Even now that it has opened up to me, Coexist remains a mistier, more muted record than that astonishing debut, its standout moments quieter, its turns in different directions (say the steel drum-touched, depressed-Knife dance track "Reunion") more subdued. It's good, though, repaying the repeated listens.

Justin Cronin - The Passage & The Twelve

More post-apocalyptic vampires.

(First read of The Passage.)

The Avett Brothers - Emotionalism

I like things to be perfect, enough so that I honestly think it might be a character flaw; that goes for most things, including art, music, albums. Now, Emotionalism, the first Avett Brothers record I've listened to (I saw their name while trying to find out more about their former labelmates the Everybodyfields), is far from perfect - it's over-long and a bit all over the place, and the kind of record that you feel you can see the seams of (deliberately, I suspect).

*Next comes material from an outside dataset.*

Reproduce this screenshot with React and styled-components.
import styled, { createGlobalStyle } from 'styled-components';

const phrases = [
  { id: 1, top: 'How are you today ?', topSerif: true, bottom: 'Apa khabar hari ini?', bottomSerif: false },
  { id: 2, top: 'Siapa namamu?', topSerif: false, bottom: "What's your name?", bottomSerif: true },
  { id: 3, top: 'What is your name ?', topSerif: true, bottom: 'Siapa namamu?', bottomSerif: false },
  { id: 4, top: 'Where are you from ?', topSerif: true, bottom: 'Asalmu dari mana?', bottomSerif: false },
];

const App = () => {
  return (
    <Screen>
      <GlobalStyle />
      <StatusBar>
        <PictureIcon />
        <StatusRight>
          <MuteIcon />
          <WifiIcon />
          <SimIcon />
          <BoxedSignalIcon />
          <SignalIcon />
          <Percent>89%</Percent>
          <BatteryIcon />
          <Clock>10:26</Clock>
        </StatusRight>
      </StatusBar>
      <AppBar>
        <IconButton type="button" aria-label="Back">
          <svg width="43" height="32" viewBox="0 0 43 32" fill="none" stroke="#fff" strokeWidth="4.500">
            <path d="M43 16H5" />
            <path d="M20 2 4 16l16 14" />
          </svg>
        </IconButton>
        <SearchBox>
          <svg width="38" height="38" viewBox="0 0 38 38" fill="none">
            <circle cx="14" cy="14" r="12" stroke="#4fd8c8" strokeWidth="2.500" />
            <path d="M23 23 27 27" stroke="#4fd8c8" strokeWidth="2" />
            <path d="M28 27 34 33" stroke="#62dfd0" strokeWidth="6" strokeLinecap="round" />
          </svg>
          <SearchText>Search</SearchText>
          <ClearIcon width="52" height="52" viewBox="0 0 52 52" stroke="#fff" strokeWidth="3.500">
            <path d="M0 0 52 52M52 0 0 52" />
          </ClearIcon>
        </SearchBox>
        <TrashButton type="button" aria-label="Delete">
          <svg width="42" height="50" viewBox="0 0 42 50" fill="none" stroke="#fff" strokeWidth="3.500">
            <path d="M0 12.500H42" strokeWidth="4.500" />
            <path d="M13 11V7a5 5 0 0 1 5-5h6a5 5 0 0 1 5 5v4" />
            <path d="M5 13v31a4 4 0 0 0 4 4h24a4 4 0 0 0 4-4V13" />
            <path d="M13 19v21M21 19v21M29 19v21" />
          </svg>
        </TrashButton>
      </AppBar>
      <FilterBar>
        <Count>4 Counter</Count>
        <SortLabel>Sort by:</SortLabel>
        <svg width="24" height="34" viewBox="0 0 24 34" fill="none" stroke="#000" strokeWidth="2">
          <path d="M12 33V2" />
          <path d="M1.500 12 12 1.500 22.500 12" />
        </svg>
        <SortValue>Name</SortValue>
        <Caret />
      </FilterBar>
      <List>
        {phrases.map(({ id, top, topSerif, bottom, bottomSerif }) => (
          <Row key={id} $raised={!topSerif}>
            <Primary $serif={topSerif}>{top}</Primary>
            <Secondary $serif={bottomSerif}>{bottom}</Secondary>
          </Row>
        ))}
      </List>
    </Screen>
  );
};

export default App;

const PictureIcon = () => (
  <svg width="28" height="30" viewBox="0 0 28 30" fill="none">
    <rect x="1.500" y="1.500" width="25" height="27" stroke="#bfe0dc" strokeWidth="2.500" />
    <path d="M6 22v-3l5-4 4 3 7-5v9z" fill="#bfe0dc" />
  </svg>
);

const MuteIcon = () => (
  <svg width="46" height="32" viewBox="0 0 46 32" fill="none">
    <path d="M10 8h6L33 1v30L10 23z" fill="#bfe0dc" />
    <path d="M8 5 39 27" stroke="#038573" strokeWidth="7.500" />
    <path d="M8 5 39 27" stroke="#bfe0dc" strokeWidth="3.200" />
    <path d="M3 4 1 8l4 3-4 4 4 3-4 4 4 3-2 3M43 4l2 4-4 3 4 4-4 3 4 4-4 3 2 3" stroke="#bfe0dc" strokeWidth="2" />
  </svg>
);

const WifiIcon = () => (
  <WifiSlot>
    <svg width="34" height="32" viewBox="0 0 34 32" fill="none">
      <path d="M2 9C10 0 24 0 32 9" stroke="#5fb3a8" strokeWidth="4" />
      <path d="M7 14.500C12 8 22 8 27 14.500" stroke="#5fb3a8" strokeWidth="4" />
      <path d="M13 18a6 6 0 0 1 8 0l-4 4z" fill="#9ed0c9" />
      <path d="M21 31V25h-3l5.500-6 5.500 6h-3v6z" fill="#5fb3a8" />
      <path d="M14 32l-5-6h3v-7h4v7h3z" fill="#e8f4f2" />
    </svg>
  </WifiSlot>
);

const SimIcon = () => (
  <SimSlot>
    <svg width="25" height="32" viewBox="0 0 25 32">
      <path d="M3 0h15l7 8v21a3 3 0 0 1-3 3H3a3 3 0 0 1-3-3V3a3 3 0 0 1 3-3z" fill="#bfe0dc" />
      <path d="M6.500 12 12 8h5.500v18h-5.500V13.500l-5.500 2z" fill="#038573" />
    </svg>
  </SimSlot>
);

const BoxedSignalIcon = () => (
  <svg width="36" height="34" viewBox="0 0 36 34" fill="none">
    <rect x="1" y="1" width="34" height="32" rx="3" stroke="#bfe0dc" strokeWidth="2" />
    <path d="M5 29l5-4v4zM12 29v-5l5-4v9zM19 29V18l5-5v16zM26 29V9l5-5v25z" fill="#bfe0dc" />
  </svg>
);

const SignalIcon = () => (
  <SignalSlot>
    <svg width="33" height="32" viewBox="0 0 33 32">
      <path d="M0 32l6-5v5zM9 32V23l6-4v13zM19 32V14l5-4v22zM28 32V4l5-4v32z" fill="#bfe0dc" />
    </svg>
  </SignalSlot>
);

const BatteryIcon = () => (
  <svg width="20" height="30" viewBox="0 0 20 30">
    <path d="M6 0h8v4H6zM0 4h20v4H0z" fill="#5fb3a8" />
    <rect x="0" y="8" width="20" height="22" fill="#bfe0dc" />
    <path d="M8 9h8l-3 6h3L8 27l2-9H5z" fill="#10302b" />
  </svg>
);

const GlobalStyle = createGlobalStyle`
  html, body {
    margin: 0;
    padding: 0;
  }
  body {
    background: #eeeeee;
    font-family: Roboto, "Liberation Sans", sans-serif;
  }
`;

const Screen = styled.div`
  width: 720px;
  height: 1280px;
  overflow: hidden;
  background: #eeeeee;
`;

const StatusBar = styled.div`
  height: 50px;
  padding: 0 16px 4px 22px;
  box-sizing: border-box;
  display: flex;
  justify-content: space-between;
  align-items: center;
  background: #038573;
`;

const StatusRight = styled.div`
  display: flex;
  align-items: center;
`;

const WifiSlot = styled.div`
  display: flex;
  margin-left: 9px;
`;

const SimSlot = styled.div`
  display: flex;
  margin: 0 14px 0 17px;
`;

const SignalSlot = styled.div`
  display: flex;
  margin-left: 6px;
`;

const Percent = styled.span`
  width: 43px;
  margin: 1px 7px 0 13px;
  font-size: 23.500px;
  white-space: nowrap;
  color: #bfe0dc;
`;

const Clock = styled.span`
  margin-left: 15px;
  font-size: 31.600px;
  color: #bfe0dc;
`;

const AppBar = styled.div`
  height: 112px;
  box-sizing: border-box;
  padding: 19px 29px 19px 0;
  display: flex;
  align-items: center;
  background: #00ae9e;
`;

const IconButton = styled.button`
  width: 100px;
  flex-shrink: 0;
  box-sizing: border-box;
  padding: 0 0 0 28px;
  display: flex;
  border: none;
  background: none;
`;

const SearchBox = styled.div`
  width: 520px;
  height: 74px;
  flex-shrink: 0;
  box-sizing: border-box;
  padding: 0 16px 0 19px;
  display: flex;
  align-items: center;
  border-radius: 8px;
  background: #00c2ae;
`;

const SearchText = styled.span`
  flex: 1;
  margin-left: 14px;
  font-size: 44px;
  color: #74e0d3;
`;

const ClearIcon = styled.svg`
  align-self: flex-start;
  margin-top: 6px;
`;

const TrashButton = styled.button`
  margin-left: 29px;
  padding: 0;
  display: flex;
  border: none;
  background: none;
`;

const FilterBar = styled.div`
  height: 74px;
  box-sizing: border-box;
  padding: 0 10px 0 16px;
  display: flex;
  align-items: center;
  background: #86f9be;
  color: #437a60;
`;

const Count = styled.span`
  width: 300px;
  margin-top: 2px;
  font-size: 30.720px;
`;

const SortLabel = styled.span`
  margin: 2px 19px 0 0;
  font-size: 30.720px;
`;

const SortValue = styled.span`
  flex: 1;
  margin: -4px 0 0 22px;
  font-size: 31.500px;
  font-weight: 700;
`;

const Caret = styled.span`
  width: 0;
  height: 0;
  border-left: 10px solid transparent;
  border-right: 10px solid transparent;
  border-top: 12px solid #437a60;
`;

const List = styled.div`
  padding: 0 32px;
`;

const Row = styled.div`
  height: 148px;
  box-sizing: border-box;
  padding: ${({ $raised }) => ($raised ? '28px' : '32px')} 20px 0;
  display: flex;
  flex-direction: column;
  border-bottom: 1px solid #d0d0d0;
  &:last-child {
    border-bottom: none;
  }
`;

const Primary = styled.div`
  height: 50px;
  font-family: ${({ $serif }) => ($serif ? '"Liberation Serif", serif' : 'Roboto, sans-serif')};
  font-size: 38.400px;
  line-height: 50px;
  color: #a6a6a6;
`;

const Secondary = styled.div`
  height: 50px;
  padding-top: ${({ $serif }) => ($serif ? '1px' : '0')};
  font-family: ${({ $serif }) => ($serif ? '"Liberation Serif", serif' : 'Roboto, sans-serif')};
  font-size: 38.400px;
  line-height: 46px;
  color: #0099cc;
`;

And yet I like it a lot, for a whole lot of reasons but mostly because it's so joyfully full of music and its possibilities, so that the sprawling feel of the record and its very imperfections work to its favour, registering more as the band's ideas and enthusiasm spilling over into any available space rather than as laziness or a lack of discipline or control.

In some ways, all of this is encapsulated in "Pretty Girl from Chile", an almost six minute long country-ish "Bohemian Rhapsody" in three divergent suites: modern banjo-led country ballad; hard-strummed Calexico-styled Mex-americana breaking in at the two and a half minute mark; (answering machine message bridge); electric guitar rock-out finale. Like a lot of other songs on the album, it works both as a genre-defying, stick-in-the-mind-y piece of songcraft, and as something that often literally makes me smile at its wryly humorous musicality and sheer song-ness. (I didn't want to compare them to anyone, but at times they make me think of a far more country Neutral Milk Hotel.)